The movie not only gives us the Spartans in all their ruthlessness, but makes us empathize with them.  You probably wouldn’t want to live among them, and you certainly wouldn’t want to be a wounded Persian falling into their hands, but it’s fun to root for them for a couple of hours.  This solution seems more historically honest than the approach taken in The Patriot, and it works pretty well when you’re telling a story in which there are obvious good guys and bad guys.

Of course, 300 tells the story entirely from the Spartans’ perspective.  Can filmmakers tell the story of some historic event holistically—that is, from a variety of perspectives—while conveying the past’s “otherness” and still make audiences empathize with all the characters involved?  Can they do on film what David Hackett Fischer did in his book Paul Revere’s Ride, approaching “both Paul Revere and Thomas Gage with sympathy and genuine respect” even though the main characters act in opposition to each other?  I think one movie that handles this really well is John Lee Hancock’s 2004 film The Alamo.

As this scene demonstrates, the movie presents the Alamo’s defenders as heroic.  Indeed, for some critics, they come across as too heroic.  A number of reviewers accused the filmmakers of whitewashing the story.  What struck me about the movie when I saw it, however, was its remarkable frankness about the protagonists’ shortcomings.  Early scenes establish that David Crockett, Jim Bowie, and William Travis have all experienced some sort of disappointment or disgrace, and Texas represents a second chance for them.  A short but sympathetic side plot involves a very young solider marching in Santa Anna’s army.  Most notable, though, is how upfront the film is about the relationship between its heroes and their slaves—fittingly so, since the peculiar institution was one of the points of debate between the Texians and the Mexican government.

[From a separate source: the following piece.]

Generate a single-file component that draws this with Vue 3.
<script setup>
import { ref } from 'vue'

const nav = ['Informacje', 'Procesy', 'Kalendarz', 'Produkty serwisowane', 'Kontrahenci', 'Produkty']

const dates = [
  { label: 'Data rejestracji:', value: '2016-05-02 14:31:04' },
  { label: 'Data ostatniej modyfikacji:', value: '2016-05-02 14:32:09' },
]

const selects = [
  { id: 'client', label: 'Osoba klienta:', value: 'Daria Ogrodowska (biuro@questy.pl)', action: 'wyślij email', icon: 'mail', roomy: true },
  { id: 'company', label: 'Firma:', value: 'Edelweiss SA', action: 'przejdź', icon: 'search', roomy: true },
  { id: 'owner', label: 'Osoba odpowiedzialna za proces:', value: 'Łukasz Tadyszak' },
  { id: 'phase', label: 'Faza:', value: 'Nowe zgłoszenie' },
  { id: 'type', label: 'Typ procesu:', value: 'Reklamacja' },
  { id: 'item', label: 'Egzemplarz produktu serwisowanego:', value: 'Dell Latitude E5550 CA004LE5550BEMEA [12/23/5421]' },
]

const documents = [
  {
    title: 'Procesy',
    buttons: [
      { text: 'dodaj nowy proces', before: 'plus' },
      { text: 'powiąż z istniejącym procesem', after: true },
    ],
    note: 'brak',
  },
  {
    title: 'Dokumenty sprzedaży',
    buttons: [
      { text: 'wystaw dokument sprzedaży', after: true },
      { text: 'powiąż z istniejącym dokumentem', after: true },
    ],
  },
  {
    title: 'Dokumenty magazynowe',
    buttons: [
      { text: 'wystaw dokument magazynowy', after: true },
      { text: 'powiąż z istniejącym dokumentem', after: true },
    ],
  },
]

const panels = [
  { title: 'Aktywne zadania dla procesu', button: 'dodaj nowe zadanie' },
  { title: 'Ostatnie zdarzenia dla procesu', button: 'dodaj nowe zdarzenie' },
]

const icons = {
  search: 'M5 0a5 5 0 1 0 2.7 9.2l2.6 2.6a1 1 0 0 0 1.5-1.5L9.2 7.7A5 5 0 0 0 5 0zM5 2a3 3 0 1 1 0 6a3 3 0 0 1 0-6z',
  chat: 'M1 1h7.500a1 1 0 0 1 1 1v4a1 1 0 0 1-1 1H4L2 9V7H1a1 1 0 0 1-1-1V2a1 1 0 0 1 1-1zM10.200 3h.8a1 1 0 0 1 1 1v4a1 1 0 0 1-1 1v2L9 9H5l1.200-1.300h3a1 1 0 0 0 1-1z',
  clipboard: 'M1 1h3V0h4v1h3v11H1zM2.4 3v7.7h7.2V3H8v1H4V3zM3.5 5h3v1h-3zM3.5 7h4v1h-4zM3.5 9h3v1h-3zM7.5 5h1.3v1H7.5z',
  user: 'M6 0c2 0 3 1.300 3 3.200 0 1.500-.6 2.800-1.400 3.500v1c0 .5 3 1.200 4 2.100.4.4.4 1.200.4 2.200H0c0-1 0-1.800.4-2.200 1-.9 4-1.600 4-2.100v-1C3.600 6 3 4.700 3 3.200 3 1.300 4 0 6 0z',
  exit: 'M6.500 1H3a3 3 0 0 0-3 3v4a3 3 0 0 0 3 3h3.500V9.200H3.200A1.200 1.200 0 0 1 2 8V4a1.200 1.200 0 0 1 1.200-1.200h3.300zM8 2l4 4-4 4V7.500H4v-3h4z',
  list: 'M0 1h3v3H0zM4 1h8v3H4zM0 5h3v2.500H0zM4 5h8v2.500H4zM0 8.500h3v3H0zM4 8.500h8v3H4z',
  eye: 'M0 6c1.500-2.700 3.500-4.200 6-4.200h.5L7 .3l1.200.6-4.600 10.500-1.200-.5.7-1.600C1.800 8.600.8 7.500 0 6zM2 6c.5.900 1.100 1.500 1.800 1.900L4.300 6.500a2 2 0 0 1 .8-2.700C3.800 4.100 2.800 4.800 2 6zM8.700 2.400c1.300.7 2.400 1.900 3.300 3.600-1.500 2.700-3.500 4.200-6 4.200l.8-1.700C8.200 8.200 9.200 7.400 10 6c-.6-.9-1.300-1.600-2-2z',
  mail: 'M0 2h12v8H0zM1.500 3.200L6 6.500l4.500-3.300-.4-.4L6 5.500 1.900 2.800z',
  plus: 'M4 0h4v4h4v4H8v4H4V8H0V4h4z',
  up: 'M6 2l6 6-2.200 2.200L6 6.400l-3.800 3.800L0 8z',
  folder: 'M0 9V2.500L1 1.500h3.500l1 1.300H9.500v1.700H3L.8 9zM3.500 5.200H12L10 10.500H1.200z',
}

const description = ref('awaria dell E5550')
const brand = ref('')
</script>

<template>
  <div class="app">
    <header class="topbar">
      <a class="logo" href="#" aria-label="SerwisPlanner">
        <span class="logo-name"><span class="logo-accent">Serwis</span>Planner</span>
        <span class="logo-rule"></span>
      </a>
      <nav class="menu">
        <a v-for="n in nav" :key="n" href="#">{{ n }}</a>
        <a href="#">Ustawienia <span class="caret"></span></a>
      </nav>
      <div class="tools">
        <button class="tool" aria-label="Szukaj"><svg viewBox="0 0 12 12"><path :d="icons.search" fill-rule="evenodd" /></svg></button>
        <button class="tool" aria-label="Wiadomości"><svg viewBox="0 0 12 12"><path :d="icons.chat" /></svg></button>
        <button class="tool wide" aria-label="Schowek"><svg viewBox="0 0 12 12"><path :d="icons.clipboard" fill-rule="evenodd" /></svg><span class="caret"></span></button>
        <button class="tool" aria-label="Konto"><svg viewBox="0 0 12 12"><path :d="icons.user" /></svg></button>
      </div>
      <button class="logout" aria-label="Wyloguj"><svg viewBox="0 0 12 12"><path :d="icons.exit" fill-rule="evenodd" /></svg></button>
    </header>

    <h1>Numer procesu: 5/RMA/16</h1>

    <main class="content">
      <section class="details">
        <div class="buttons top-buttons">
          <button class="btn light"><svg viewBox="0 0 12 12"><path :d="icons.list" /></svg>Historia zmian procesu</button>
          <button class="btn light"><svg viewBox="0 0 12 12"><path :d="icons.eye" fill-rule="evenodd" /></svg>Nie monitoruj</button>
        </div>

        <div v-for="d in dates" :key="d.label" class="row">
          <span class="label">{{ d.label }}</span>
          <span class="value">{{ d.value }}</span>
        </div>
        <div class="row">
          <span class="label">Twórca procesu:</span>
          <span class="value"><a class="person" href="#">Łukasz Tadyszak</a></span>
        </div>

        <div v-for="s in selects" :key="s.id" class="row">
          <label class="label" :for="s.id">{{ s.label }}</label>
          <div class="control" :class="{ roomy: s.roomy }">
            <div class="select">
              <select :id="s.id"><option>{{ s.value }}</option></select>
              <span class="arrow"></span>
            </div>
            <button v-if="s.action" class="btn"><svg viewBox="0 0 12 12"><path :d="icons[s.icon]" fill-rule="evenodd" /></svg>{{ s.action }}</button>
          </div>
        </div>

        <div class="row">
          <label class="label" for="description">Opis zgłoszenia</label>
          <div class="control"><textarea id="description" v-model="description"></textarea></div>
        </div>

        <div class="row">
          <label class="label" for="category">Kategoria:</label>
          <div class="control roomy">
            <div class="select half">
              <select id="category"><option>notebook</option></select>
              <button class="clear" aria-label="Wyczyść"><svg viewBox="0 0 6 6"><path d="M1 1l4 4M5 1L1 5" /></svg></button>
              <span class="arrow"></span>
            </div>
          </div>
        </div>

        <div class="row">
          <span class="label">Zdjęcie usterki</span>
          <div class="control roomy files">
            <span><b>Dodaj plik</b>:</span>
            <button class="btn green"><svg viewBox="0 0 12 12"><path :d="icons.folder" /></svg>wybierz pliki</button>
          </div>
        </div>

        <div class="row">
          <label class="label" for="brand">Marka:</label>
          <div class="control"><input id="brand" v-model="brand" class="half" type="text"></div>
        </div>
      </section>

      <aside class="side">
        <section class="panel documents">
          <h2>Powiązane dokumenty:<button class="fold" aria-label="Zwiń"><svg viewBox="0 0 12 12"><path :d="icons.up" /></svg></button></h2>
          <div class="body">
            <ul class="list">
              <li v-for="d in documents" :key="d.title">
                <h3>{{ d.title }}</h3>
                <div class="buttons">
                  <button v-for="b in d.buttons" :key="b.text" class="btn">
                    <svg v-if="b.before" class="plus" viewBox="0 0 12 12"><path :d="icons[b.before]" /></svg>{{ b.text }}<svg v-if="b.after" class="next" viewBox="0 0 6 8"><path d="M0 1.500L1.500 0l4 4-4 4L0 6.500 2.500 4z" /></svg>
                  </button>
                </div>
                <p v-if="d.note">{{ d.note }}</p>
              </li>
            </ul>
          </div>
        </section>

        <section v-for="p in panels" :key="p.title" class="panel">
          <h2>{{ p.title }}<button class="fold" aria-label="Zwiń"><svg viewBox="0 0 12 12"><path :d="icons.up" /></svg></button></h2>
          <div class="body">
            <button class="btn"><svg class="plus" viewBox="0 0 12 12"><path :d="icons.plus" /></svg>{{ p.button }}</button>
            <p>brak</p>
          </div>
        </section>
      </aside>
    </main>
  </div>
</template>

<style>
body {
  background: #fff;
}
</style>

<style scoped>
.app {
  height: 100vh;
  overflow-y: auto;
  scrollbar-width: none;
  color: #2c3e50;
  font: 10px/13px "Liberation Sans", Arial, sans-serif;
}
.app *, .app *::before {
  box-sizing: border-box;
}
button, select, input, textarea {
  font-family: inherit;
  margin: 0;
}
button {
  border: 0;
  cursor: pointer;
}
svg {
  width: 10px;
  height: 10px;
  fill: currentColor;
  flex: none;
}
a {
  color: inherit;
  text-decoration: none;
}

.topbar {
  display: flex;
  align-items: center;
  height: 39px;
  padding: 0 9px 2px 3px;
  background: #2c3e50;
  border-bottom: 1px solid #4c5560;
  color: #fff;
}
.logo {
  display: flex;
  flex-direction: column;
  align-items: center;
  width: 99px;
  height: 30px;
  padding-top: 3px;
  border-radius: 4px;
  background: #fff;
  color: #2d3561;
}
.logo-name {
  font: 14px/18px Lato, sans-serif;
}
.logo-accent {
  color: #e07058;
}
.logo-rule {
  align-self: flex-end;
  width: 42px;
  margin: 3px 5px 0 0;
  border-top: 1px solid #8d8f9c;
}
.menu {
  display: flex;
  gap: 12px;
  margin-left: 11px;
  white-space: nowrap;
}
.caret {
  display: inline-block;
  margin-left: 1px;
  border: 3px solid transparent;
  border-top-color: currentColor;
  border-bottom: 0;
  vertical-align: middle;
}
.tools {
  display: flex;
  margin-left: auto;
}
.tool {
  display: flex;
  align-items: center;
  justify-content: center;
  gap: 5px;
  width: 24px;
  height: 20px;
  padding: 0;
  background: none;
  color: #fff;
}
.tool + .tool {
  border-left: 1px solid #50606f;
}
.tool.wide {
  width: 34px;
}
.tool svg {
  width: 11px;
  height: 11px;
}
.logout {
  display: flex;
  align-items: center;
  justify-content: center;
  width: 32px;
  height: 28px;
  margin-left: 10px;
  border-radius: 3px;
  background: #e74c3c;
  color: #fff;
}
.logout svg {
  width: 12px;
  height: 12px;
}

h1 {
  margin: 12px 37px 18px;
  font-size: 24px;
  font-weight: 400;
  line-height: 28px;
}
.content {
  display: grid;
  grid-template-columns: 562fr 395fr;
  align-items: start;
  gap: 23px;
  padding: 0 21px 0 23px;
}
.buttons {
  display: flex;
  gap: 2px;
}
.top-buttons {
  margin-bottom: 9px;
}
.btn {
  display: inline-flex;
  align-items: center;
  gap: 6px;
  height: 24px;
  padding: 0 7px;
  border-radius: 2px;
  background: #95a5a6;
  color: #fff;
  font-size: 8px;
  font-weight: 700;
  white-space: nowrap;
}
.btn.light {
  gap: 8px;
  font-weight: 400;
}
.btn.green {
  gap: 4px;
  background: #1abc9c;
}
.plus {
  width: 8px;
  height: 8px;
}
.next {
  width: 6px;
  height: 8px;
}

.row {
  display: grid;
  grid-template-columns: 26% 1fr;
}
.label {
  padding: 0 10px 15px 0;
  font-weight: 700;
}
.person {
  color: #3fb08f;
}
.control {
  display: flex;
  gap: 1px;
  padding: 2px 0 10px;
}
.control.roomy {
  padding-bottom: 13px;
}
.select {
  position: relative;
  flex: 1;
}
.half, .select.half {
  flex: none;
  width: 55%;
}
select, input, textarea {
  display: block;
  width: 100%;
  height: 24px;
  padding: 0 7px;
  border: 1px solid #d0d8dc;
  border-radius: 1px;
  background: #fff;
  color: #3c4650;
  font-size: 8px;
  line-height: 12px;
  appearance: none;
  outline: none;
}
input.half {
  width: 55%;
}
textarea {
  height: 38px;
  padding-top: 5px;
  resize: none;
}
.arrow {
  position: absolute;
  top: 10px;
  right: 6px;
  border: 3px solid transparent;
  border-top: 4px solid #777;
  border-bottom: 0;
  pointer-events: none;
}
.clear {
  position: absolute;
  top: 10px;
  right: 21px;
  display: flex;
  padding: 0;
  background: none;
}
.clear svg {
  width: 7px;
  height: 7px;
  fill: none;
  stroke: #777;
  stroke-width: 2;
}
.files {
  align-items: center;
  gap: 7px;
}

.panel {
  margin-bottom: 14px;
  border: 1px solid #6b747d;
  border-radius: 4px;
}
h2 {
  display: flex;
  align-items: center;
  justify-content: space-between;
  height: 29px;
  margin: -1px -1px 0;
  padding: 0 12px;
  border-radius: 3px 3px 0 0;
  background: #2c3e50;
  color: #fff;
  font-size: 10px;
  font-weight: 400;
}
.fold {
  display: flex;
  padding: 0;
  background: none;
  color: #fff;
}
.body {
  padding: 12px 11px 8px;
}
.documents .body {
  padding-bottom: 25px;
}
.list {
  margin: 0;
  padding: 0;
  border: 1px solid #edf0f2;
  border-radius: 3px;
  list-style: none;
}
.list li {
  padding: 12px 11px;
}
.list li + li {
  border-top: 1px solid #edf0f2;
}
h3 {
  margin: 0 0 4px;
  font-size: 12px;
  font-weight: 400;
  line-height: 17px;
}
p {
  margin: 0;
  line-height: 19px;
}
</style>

In one scene, Travis assigns two slaves named Sam and Joe the task of digging a well within the fort’s walls.  “Ain’t bad enough we got to fetch ‘em the water,” Sam complains, “now we got to find it for ‘em too.”  Later, Sam tells Joe that when the Mexicans storm the mission, he should worry about saving his own life and let his master to fend for himself.  (Travis did indeed own a young slave named Joe, who was wounded when the Alamo fell and escaped to freedom one year after San Jacinto.)    These scenes establish that the enslaved members of the garrison have their own interests at stake, interests at odds with those of the protagonists with whom we’re supposed to identify.  Contrast this with earlier depictions of black characters in Alamo movies, which tend to employ the familiar “faithful slave” narrative.

At the same time, though, the film’s revisionism doesn’t extend to demonizing the Alamo’s white defenders.  We sympathize with Sam and Joe’s predicament even as we admire the courageous last stand of the men holding them captive.  As prejudiced slaveholders of another time, Bowie and Travis seem foreign to us, but we also become invested in their confrontation with their own impending death.

As I said, the movie’s approach didn’t go over well with everybody.  The essay linked above, for example, notes that “the realistic portrayals of Joe and Sam may be to the credit of the filmmakers, but ultimately the film does little to question the ideological values inscribed onto the Alamo battle, which have gone largely unchallenged for the last 175 years, even if it does alter aspects of the story prevalent in its cinematic representations.”  In other words, the 2004 version is more frank about its main characters’ slaveholding, but it somehow manages to leave their bravery and heroism intact.  The movie leaves these contradictions unresolved.  It’s messy, complicated, and ambiguous, as history often turns out to be.  It didn’t work for many critics and historians, but from a purely historical standpoint, I was impressed.  Your mileage may vary.

Anyway, The Patriot and 300 grossed $113 million and $456 million respectively, but The Alamo flopped.  Maybe audiences prefer their historical heroes to be as straightforward as possible.